Curtis skidded through undergrad by the seat of his pants. A fifth year senior at the University of Arkansas at Pine Bluff (the same black school my father had attended), he didn’t take school seriously until his jr. year. I, on the other hand, graduated in four years from University of Michigan with distinction. Curtis has more confidence in his little finger than I have in my whole being.

Coincidence? I think not. In this season of self-examination, I’m realizing some of the things that have defined my life, and I see how some of my identity problems came after I left Chicago at the age of 6.

One of my oft-repeated anecdotes is how I had never seen a white face before I was 5. I don’t mean anything by that statement; it is just true. My parents were certainly not the sheltering type; quite the contrary, in fact. It was just possible, (and I suspect still is), to spend your whole life on the South Side of Chicago and not see a white face.

For me, this meant that I finished Kindergarten without ever having heard the National Anthem, but I was well acquainted with Lift Ev’ry Voice and Sing, the ‘black national anthem.’ It also meant that if I did well in school, it wasn’t some shocking anomaly. Since everybody was black, everyone was an individual. Ironically, it doesn’t feel like that when there’s fewer of you. Then you become a stereotype, or you’re expected to be.

My cousins who stayed in Chicago were on the swim team at school, all became Eagle Scouts, and graduated 3, 1, and 2 in their large graduating classes. I would have been regarded the FREAK OF THE UNIVERSE accomplishing half of those things, even though I thought my High School was a better school.

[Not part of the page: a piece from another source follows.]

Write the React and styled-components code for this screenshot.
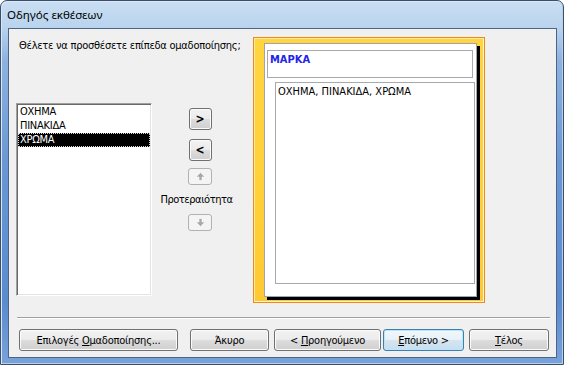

When my family moved from Chicago to Nashville, TN, talk about a culture shock! We literally moved from black town to white town, in terms of neighborhood and school. Armed with my Chicago roots, I had the confidence to sing in front of the school by myself for two years in a row. The music teacher suggested I take voice lessons, so sure she was of my gift.

I was just thinking about this this morning. Why is it that I choke at the thought of singing in front of anybody now, when I was like that in Nashville?

Then I remembered Chicago. I still get warm feelings whenever I get near the city. I can’t explain it. I know, Chicago is loud, dirty, ugly, even smelly, but it always feels like home.

I’ve lived here for over 30 years. And it has definitely had an effect on me. I no longer think as many things are possible as I once did. My possibilities are limited by my perception of where I belong. You could blame middle age, but I see it in young children here. It is a dampening spirit.

I put Yanni in the blackest school I could find to overcome this. That school cultivated her ghetto side, but didn’t do anything for her confidence. When we took her out of school, Yanni was very timid and unsure. I put her and Xay in Ujima, trying to ground them in afrocentricity. They hated every second of it, or so I thought, and we eventually pulled out because afrocentricity is actually a religion, and it runs contrary to Jesus.

Today, with a shock, I remembered how Yanni’s confidence grew after we took her out of school. She was free to be herself–wearing costumes and stage make-up on an ordinary day, reading books about germs and bile, and snot. And to my utter amazement, Yanni, who wouldn’t sing in front of her family, began singing in front of our 2,000 member church!

And I just wondered. . . if maybe my insistence on giving her strong black roots gave her the wings she’s trying out now.